The Devil Wears Prada 2: when cinema rewrites the rules of the wardrobe

Twenty years later, the film that taught us the power of style returns to tell the story of elegance evolving with time.

The Devil Wears Prada — and us too: the fashion trends to watch

There are images that remain, like photographs imprinted on memory. A door closing, a dark dress marking an ending, a woman looking back one last time. That’s how we left Andy twenty years ago, in the heart of Paris. Today, we find her different yet unchanged: shaped by time, still able to tell her story through clothes.

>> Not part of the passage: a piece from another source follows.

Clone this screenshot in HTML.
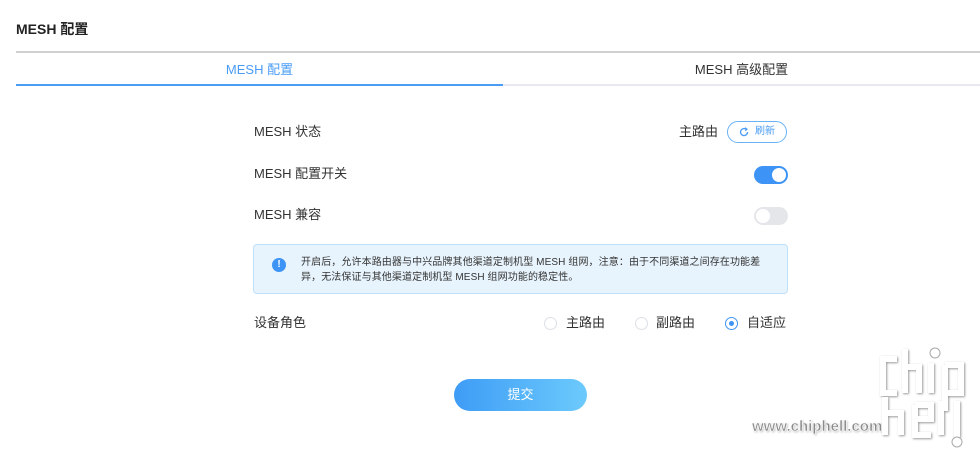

Between iconic scenes and Anne Hathaway’s look spoilers: cinema anticipating the runway

Andy Sachs and essential black

The sequel to The Devil Wears Prada is not an exercise in nostalgia — it’s a story of metamorphosis. Anne Hathaway wears a black Khaite dress, light as a half-spoken secret. Over it, an ethereal coat. On her feet, heels sculpted less for running than for distance. Everything is black, as if the color had become both refuge and statement. Not mourning, but the calm assurance of someone who has learned to choose. Black, which in 2025 has regained absolute centrality on the runways — from Prada to Givenchy — once again stands as a manifesto of essential elegance.

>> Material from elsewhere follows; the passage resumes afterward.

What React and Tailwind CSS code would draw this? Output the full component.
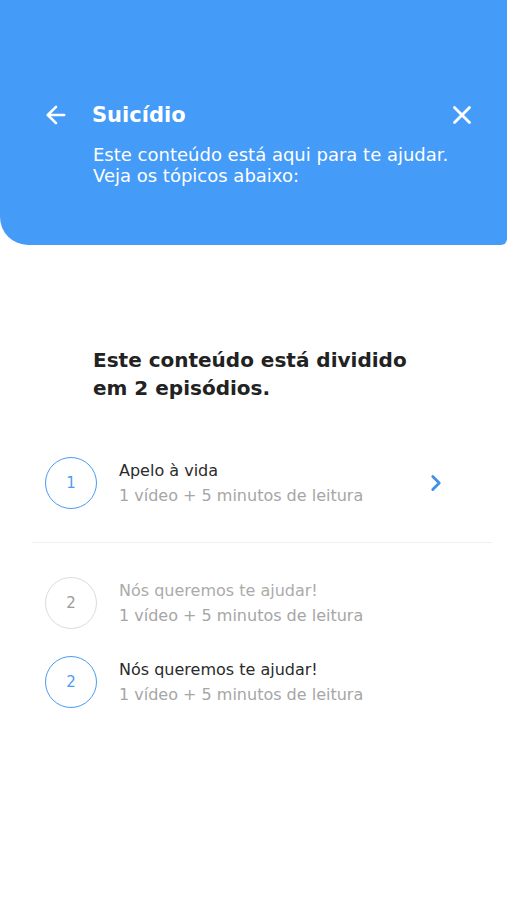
import { ArrowLeft, X, ChevronRight } from "lucide-react";

const font = { fontFamily: '"DejaVu Sans", "Open Sans", sans-serif' };

const episodes = [
  { n: 1, title: "Apelo à vida", state: "active", arrow: true },
  { n: 2, title: "Nós queremos te ajudar!", state: "locked" },
  { n: 2, title: "Nós queremos te ajudar!", state: "active" },
];

function Episode({ n, title, state, arrow }) {
  const locked = state === "locked";
  return (
    <div className="flex items-center">
      <div
        className={`flex h-[52px] w-[52px] shrink-0 items-center justify-center rounded-full border-[1.5px] text-[15px] ${
          locked ? "border-[#dcdcdc] text-[#9a9a9a]" : "border-[#4a9cf6] text-[#4a9cf6]"
        }`}
      >
        {n}
      </div>
      <div className="ml-[22px] flex-1">
        <p className={`text-[16px] leading-[25px] ${locked ? "text-[#ababab]" : "text-[#2b2b2b]"}`}>
          {title}
        </p>
        <p className="text-[16px] leading-[25px] text-[#a6a6a6]">1 vídeo + 5 minutos de leitura</p>
      </div>
      {arrow && <ChevronRight className="mr-[58px] h-[26px] w-[26px] text-[#3f91ec]" strokeWidth={2.6} />}
    </div>
  );
}

export default function App() {
  return (
    <div className="min-h-screen bg-white" style={font}>
      <header className="h-[245px] rounded-bl-[28px] rounded-br-[6px] bg-[#449bf8] pt-[100px] text-white">
        <div className="flex items-center px-[42px]">
          <ArrowLeft className="h-[28px] w-[28px]" strokeWidth={2.2} />
          <h1 className="ml-[22px] flex-1 text-[21px] font-semibold leading-[30px]">Suicídio</h1>
          <X className="-mr-[12px] h-[30px] w-[30px]" strokeWidth={2.2} />
        </div>
        <p className="mt-[14px] pl-[93px] text-[18px] leading-[21px]">
          Este conteúdo está aqui para te ajudar.
          <br />
          Veja os tópicos abaixo:
        </p>
      </header>

      <h2 className="mt-[101px] pl-[93px] text-[20px] font-semibold leading-[28px] text-[#222]">
        Este conteúdo está dividido
        <br />
        em 2 episódios.
      </h2>

      <div className="mt-[55px] pl-[45px]">
        <Episode {...episodes[0]} />
      </div>
      <div className="ml-[32px] mr-[15px] mt-[33px] h-px bg-[#f0f0f0]" />
      <div className="mt-[34px] flex flex-col gap-[27px] pl-[45px]">
        <Episode {...episodes[1]} />
        <Episode {...episodes[2]} />
      </div>
    </div>
  );
}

Miranda Priestly and the red of power

Miranda Priestly, on the other hand, chooses red. Not the playful red of youth, but the solemn red of power and vindication. Ruby satin pumps, a dress made to be seen from afar: theatricality as the purest form of survival. It’s the same red dominating couture collections and red carpets today — a symbol of intensity and resurgence. From Valentino to Versace, Gucci to Ferragamo, every season reinvents its language. Yet the message remains: red is never a detail, it is always a declaration.

Fashion as testimony: Patricia Field and today’s trends

Behind every aesthetic choice stands Patricia Field. But this is no longer the fashion of fleeting trends: it is fashion as testimony. The masculine pinstripe turned into feminine armor dialogues with the strict tailoring seen at the latest Fashion Weeks; layered necklaces anticipate the jewelry layering now exploding on TikTok and in street style; the multicolor maxi-dress, breaking the composure of other characters, mirrors the craving for excess and fantasy resurfacing in collections.
Andy no longer just follows the codes: she bends, contaminates, reinvents them, like designers rejecting extreme minimalism and bringing playfulness back to the center of fashion.

Cinema and fashion: time as ally

Even the calendar highlights the message: release is set for May 1, 2026 — just two days before the Met Gala. Cinema and fashion pass the baton, reminding us that fiction and real life have never been so close.

Elegance without ending

Seeing spoilers of the looks during filming, we don’t wonder if they’re beautiful or fashionable. We ask instead what they tell about us — who we were twenty years ago, and who we are now. Perhaps that is the true meaning of the sequel: to show us that elegance is not a gesture to repeat, but a process to live through.
There is no ending, no moral. Only the awareness that clothes, like memories, resist time. And every time we return to them, we no longer see the same characters: we see ourselves, transformed.